• Goal
Gather all lines in the entries that include the word "React".

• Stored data
## Start

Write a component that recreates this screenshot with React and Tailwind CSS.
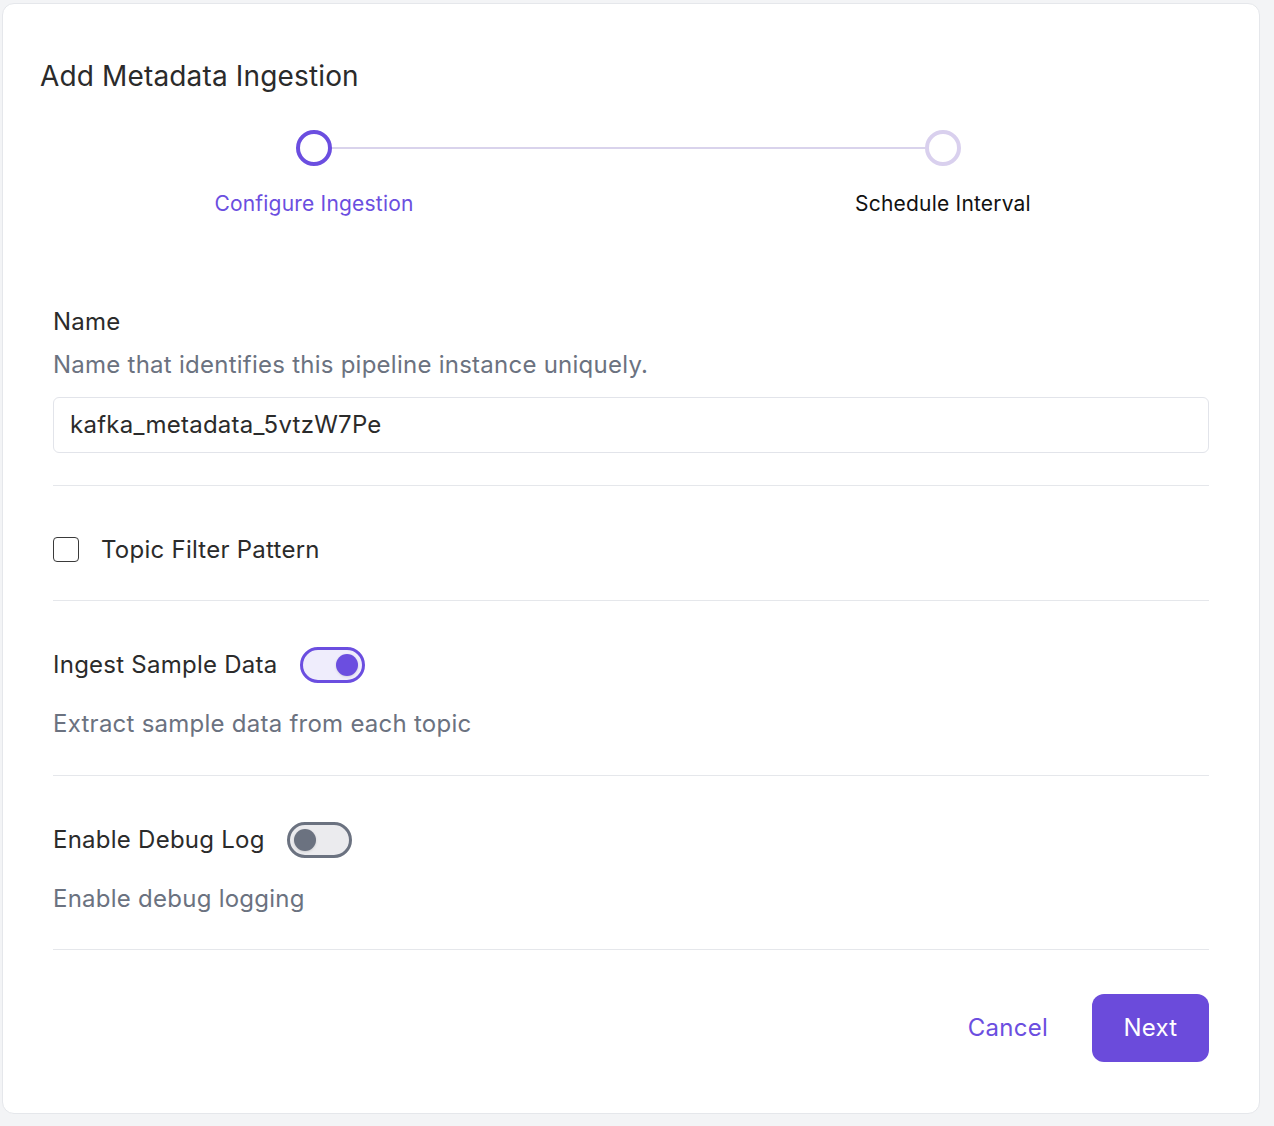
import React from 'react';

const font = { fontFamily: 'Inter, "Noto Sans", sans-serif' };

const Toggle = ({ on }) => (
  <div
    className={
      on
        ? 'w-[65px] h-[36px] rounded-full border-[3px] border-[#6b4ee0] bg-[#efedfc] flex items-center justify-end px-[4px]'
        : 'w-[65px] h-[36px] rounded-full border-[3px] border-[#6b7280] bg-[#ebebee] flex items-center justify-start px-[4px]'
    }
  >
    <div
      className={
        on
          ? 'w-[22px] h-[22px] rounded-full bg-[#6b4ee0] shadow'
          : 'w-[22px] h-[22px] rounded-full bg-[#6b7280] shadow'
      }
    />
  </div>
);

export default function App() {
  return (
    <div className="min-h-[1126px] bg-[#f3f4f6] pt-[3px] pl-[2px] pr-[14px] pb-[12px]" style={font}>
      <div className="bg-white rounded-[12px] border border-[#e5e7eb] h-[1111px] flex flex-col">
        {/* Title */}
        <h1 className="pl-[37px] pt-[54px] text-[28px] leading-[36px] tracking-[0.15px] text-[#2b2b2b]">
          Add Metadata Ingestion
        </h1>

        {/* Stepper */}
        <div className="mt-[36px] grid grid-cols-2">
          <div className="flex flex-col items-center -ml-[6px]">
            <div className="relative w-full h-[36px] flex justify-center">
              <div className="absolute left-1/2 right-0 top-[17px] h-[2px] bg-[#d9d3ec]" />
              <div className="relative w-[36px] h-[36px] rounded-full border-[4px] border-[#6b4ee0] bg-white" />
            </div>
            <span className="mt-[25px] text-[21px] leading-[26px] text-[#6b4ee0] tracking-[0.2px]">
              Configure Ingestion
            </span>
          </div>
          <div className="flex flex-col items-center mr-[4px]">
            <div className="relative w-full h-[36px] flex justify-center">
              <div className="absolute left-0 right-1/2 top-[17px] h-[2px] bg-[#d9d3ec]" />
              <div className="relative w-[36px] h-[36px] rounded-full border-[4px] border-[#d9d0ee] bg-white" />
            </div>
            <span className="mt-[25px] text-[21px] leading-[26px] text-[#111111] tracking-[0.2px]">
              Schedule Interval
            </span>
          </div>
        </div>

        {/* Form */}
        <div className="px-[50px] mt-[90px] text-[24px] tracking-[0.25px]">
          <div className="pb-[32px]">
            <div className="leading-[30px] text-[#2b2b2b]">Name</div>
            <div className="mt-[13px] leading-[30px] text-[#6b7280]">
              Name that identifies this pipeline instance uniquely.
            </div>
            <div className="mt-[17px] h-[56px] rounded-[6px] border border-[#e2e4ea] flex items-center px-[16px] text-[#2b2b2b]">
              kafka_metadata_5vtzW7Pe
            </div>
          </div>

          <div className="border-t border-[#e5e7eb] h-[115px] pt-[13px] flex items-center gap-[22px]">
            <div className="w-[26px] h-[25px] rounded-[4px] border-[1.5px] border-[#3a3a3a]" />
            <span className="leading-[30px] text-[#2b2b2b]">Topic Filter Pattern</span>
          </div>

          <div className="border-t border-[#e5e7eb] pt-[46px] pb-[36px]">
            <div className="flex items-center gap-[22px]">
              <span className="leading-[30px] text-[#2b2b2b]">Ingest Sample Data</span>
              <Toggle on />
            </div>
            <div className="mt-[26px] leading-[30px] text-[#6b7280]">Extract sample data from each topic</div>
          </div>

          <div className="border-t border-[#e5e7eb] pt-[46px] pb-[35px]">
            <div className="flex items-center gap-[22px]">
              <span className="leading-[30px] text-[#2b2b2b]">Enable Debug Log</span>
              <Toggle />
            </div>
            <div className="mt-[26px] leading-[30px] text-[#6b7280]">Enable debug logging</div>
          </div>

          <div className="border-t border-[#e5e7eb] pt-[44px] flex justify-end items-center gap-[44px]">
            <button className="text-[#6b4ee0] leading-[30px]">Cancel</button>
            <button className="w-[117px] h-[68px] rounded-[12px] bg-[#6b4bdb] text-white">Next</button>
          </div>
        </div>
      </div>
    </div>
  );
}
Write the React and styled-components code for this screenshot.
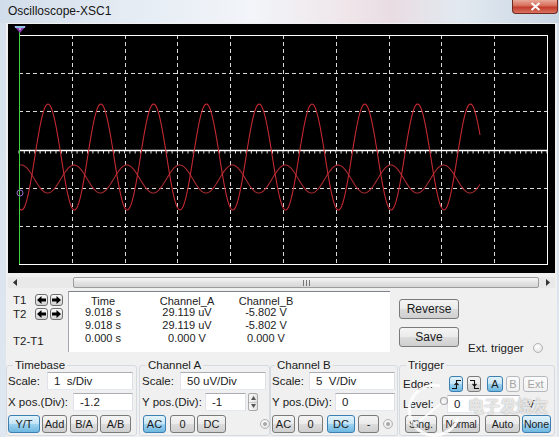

## End

• Exercise response
Write a component that recreates this screenshot with React and Tailwind CSS.
import React from 'react';
Write the React and styled-components code for this screenshot.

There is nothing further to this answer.